Guyana president attends Arab-American Islamic Summit
President David Granger (C) in discussion with Vice President and Minister of Foreign Affairs Carl Greenidge (R) and the Director General of the Ministry of Foreign Affairs Audrey Waddell (in local garb)
World leaders at the Arab-American Islamic Summit in Riyadh, Saudi Arabia
By Ray Chickrie
Caribbean News Now contributor
RIYADH, Saudi Arabia — President David Granger of Guyana arrived in Riyadh, Saudi Arabia, on Saturday to join other world leaders for the Arab-American Islamic Summit on Sunday. The special summit, initiated by the Kingdom of Saudi Arabia (KSA), brought together members of the Arab League, the Organisation of Islamic Cooperation (OIC), of which Guyana has been a member since 1998, and the president of the United States, Donald Trump.
This was Granger’s second visit to KSA since he took office in 2015, but this visit to the kingdom comes at a very special time for Guyana. According to the New York Times, “Guyana is poised to become the next big oil producer in the Western Hemisphere, attracting the attention and investment dollars of some of the biggest oil companies” like Exxon-Mobil. Granger is going to Riyadh this time with much more political and economic leverage.
According to a press release from the Guyana News Agency (GINA), the summit’s main agenda is to address ways of building more robust and effective security partnership to counter and prevent the growing threat of terrorism and violent extremism around the globe through promoting tolerance and moderation.
Granger will raise issues relating to the Islamic Development Bank (IsDB) and types of loans and facilities that are available to Guyana at the summit, according to Guyana News Agency. Guyana recently joined the Islamic Bank, and would like to see the approval of several pending project proposals.
However, the bank is meticulous and transparent in reviewing and approving loans to support projects in member-states. The process is much more transparent and rigorous than tapping loans from China. The Islamic Development Bank has an “AAA” rating. Over the years, the bank has offered loans worth a total of US124.3 billion to 56 member-states and has partnered with the World Bank and UNDP.
Granger will use this high level event to advance multilateral ties with the OIC, the Islamic Bank and bilateral ties with the 56 members of the OIC. Granger and the vice president and foreign minister of Guyana, Carl Greenidge, are expected to hold bilateral talks with their counterparts. Greenidge is expected to attend the upcoming OIC foreign ministers meeting in the Ivory Coast in July 2017. Guyana has few ties with French-speaking West African, all of which are members of the OIC.
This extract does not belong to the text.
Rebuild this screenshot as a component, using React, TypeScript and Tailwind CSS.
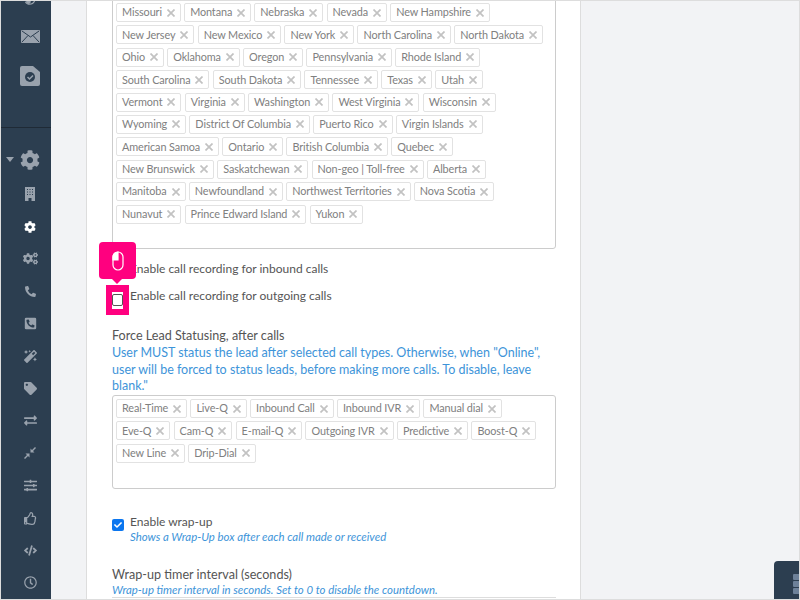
import { FaCog, FaCogs, FaPhoneAlt, FaPhoneSquareAlt, FaMagic, FaTag, FaExchangeAlt, FaSlidersH, FaRegThumbsUp, FaCode, FaRegClock, FaCheck } from 'react-icons/fa';

const stateRows = [
  ['Missouri', 'Montana', 'Nebraska', 'Nevada', 'New Hampshire'],
  ['New Jersey', 'New Mexico', 'New York', 'North Carolina', 'North Dakota'],
  ['Ohio', 'Oklahoma', 'Oregon', 'Pennsylvania', 'Rhode Island'],
  ['South Carolina', 'South Dakota', 'Tennessee', 'Texas', 'Utah'],
  ['Vermont', 'Virginia', 'Washington', 'West Virginia', 'Wisconsin'],
  ['Wyoming', 'District Of Columbia', 'Puerto Rico', 'Virgin Islands'],
  ['American Samoa', 'Ontario', 'British Columbia', 'Quebec'],
  ['New Brunswick', 'Saskatchewan', 'Non-geo | Toll-free', 'Alberta'],
  ['Manitoba', 'Newfoundland', 'Northwest Territories', 'Nova Scotia'],
  ['Nunavut', 'Prince Edward Island', 'Yukon'],
];

const callRows = [
  ['Real-Time', 'Live-Q', 'Inbound Call', 'Inbound IVR', 'Manual dial'],
  ['Eve-Q', 'Cam-Q', 'E-mail-Q', 'Outgoing IVR', 'Predictive', 'Boost-Q'],
  ['New Line', 'Drip-Dial'],
];

function Chip({ label }: { label: string }) {
  return (
    <span className="flex h-[19px] shrink-0 items-center gap-[5px] whitespace-nowrap rounded-[2px] border border-[#e2e2e2] bg-white px-[5px] text-[10.85px] tracking-[-0.1px] text-[#808080]">
      {label}
      <svg viewBox="0 0 8 8" className="h-[8px] w-[8px]" stroke="#c2c2c2" strokeWidth="1.7">
        <path d="M0.5 0.5l7 7M7.5 0.5l-7 7" />
      </svg>
    </span>
  );
}

function ChipRows({ rows }: { rows: string[][] }) {
  return (
    <div className="flex flex-col gap-[3.4px]">
      {rows.map((row, i) => (
        <div key={i} className="flex gap-[3.2px]">
          {row.map((label) => (
            <Chip key={label} label={label} />
          ))}
        </div>
      ))}
    </div>
  );
}

function Sidebar() {
  const small = 'h-[13px] w-[13px]';
  const rows = [
    <svg key="building" viewBox="0 0 10 14" className="h-[14px] w-[10px]" fill="currentColor">
      <path d="M0 0h10v14H0z" />
      <path d="M2 2h1v1H2zM4.500 2h1v1h-1zM7 2h1v1H7zM2 4.500h1v1H2zM4.500 4.500h1v1h-1zM7 4.500h1v1H7zM2 7h1v1H2zM4.500 7h1v1h-1zM7 7h1v1H7zM3.500 11h3v3h-3z" fill="#2c3e50" />
    </svg>,
    <FaCog key="cog" className="h-[12px] w-[12px] text-white" />,
    <FaCogs key="cogs" className="h-[15px] w-[15px]" />,
    <FaPhoneAlt key="phone" className="h-[11px] w-[11px]" />,
    <FaPhoneSquareAlt key="phone-square" className={small} />,
    <FaMagic key="magic" className={small} />,
    <FaTag key="tag" className={small} />,
    <FaExchangeAlt key="exchange" className={small} />,
    <svg key="compress" viewBox="0 0 12 12" className="h-[12px] w-[12px]" fill="currentColor">
      <path d="M11 0l1 1-3 3 1.500 1.500H6.500V1.500L8 3zM1 12l-1-1 3-3-1.500-1.500h4v4L4 9z" />
    </svg>,
    <FaSlidersH key="sliders" className={small} />,
    <FaRegThumbsUp key="thumbs" className={small} />,
    <FaCode key="code" className={small} />,
    <FaRegClock key="clock" className={small} />,
  ];
  return (
    <aside className="flex w-[50px] shrink-0 flex-col items-center bg-[#2c3e50] pl-[8px] text-[#99a2ad]">
      <svg viewBox="0 0 16 6" className="h-[6px] w-[16px]" fill="currentColor">
        <circle cx="6" cy="1" r="3" />
        <path d="M2 1c2 4 9 5 12-1" fill="none" stroke="currentColor" strokeWidth="1.500" />
      </svg>
      <svg viewBox="0 0 19 13" className="mt-[24px] h-[13px] w-[19px] shrink-0">
        <rect width="19" height="13" rx="1" fill="currentColor" />
        <path d="M1 1l8.500 6L18 1M1 12l6-6.500M18 12l-6-6.500" fill="none" stroke="#2c3e50" strokeWidth="1" />
      </svg>
      <svg viewBox="0 0 20 20" className="mt-[23px] h-[20px] w-[20px] shrink-0" fill="currentColor">
        <path d="M2 0h11l7 6v12a2 2 0 0 1-2 2H2a2 2 0 0 1-2-2V2a2 2 0 0 1 2-2z" />
        <circle cx="10" cy="11" r="5" fill="#2c3e50" />
        <path d="M7.500 11l2 2 3.500-3.500" stroke="#99a2ad" strokeWidth="1.500" fill="none" />
      </svg>
      <div className="-ml-[8px] mt-[41px] h-px w-[50px] shrink-0 bg-[#1f2a36]" />
      <div className="relative mt-[22px] flex w-[42px] shrink-0 justify-center">
        <span className="absolute -left-[3px] top-[7px] h-0 w-0 border-x-[4px] border-t-[5px] border-x-transparent border-t-[#99a2ad]" />
        <FaCog className="h-[20px] w-[20px]" />
      </div>
      <div className="mt-[8.3px] flex flex-col items-center">
        {rows.map((icon) => (
          <div key={icon.key} className="flex h-[32.4px] items-center justify-center">
            {icon}
          </div>
        ))}
      </div>
    </aside>
  );
}

export default function App() {
  return (
    <div className="relative flex h-[600px] w-[800px] overflow-hidden border border-[#ddd] bg-[#f2f3f5] font-['Lato','Noto_Sans',sans-serif] text-[12px] text-[#555]">
      <Sidebar />
      <main className="ml-[35px] w-[495px] shrink-0 border-x border-[#ddd] bg-white px-[25px]">
        <div className="-mt-[20px] h-[268px] w-[444px] rounded-[3px] border border-[#ccc] px-[3px] pt-[21px]">
          <ChipRows rows={stateRows} />
        </div>
        <label className="mt-[11px] flex h-[18px] items-center gap-[6px]">
          <span className="h-[12px] w-[12px]" />
          Enable call recording for inbound calls
        </label>
        <label className="mt-[9px] flex h-[18px] items-center gap-[6px]">
          <span className="h-[12px] w-[12px]" />
          Enable call recording for outgoing calls
        </label>
        <h3 className="mt-[22px] text-[12.6px] leading-[18px]">Force Lead Statusing, after calls</h3>
        <p className="w-[444px] text-[12.5px] leading-[16.5px] text-[#3d94d9]">
          User MUST status the lead after selected call types. Otherwise, when "Online", user will be forced to status leads, before making more calls. To disable, leave blank."
        </p>
        <div className="h-[94px] w-[444px] rounded-[3px] border border-[#ccc] px-[3px] pt-[3.6px]">
          <ChipRows rows={callRows} />
        </div>
        <div className="mt-[26px] flex gap-[6px]">
          <span className="mt-[4px] flex h-[12px] w-[12px] items-center justify-center rounded-[2px] bg-[#0b76ef] text-white">
            <FaCheck className="h-[8px] w-[8px]" />
          </span>
          <div>
            <div className="leading-[14px]">Enable wrap-up</div>
            <div className="text-[11.4px] italic leading-[16px] text-[#3d94d9]">Shows a Wrap-Up box after each call made or received</div>
          </div>
        </div>
        <h3 className="mt-[22px] text-[12.6px] leading-[16px]">Wrap-up timer interval (seconds)</h3>
        <p className="whitespace-nowrap text-[11.4px] italic leading-[14px] text-[#3d94d9]">Wrap-up timer interval in seconds. Set to 0 to disable the countdown.</p>
        <div className="h-px w-[444px] bg-[#ddd]" />
      </main>

      {/* tour pointer over the outgoing checkbox */}
      <div className="absolute left-[98px] top-[241px] flex h-[37px] w-[37px] items-center justify-center rounded-[4px] bg-[#ff007f] text-white">
        <svg viewBox="0 0 12 20" className="h-[20px] w-[12px]" fill="none" stroke="currentColor" strokeWidth="1.2">
          <rect x="1" y="1" width="10" height="18" rx="5" />
          <path d="M6 1a5 5 0 0 0-5 5v3h5z" fill="currentColor" />
        </svg>
        <span className="absolute -bottom-[5px] left-[13px] h-0 w-0 border-x-[5px] border-t-[5px] border-x-transparent border-t-[#ff007f]" />
      </div>
      <div className="absolute left-[105px] top-[284px] flex h-[30px] w-[23px] items-center justify-center bg-[#ff007f]">
        <div className="flex h-[17px] w-[11px] items-center justify-center bg-white">
          <span className="h-[12px] w-[11px] rounded-[2px] border border-[#555] bg-white" />
        </div>
      </div>

      {/* chat launcher in the corner */}
      <div className="absolute bottom-0 right-0 flex h-[38px] w-[25px] flex-col items-end gap-[1px] rounded-tl-[4px] bg-[#2c3e50] pt-[13px]">
        <span className="h-[6px] w-[6px] rounded-l-[1px] bg-[#6d8199]" />
        <span className="h-[6px] w-[6px] rounded-l-[1px] bg-[#6d8199]" />
        <span className="h-[6px] w-[6px] rounded-l-[1px] bg-[#6d8199]" />
      </div>
    </div>
  );
}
Granger’s delegation to the summit includes Greenidge; the director general of the ministry of foreign affairs, Audrey Waddell; first secretary of Guyana’s Permanent Mission to the United Nations, Shiraz Mohamed; and the director of da’wah and education of the Central Islamic Organisation of Guyana (CIOG), Sheik Moeen ul-Hack. The CIOG has a long history of ties with the Islamic Bank and the Arab/Islamic World.
Sheikh ul-Hack, who was invited to participate in the summit by Granger, said that Guyana is a model of religious tolerance and peaceful coexistence and praised the government’s stance on working to strengthen social cohesion in the country.
The CIOG director also noted that the organisation and the administration share a similar position on the issue of terrorism.
“We have the support of our government and we are all on the same page with the same agenda when it comes to peaceful coexistence, religious tolerance and security,” he said, adding that the CIOG had begun to provide a counter narrative to the language of extremism and terrorism through its training programmes across Guyana.
Granger noted that Guyana will use the opportunity to advance its national, regional and international interests and said that the government is aware of the dangers of extremism and is, therefore, calling for a collaborative national effort to prevent its incidence in the country, in addition to the work being done at the transnational level.
With its economic and political clout, Saudi Arabia is looking to assert regional leadership by gathering the large group of world leaders in Riyadh to demonstrate the kingdom’s power. The government of Saudi Arabia is facilitating OIC heads of state to attend the summit by providing air transport to and from the conference, hotel accommodation, meals and internal transport within Saudi Arabia. It is reported that the KSA is spending over US$50 million to put on this summit.
Among the heads of states attending the summit are the Gulf Cooperation Council (GCC) heads from Bahrain, Kuwait, Qatar and the United Arab Emirates (UAE). It is uncertain if the Sultan of Oman will travel to Riyadh. In addition, the presidents of Azerbaijan, Comoros, Indonesia, Iraq, Jordan, Pakistan, Bangladesh, Benin, Brunei, Burkina Faso, Gabon, Kazakhstan, Morocco, Egypt, Malaysia, Niger, Mauritania, Palestine, Sierra Leone, Senegal, Mali, Guinea, the Ivory Coast, Tajikistan, Tunisia, Togo, Uzbekistan, among others, were expected to attend.
Yildiz Pollack, the foreign minister of Suriname and her delegation, also arrived in Riyadh on Saturday to take part in the summit.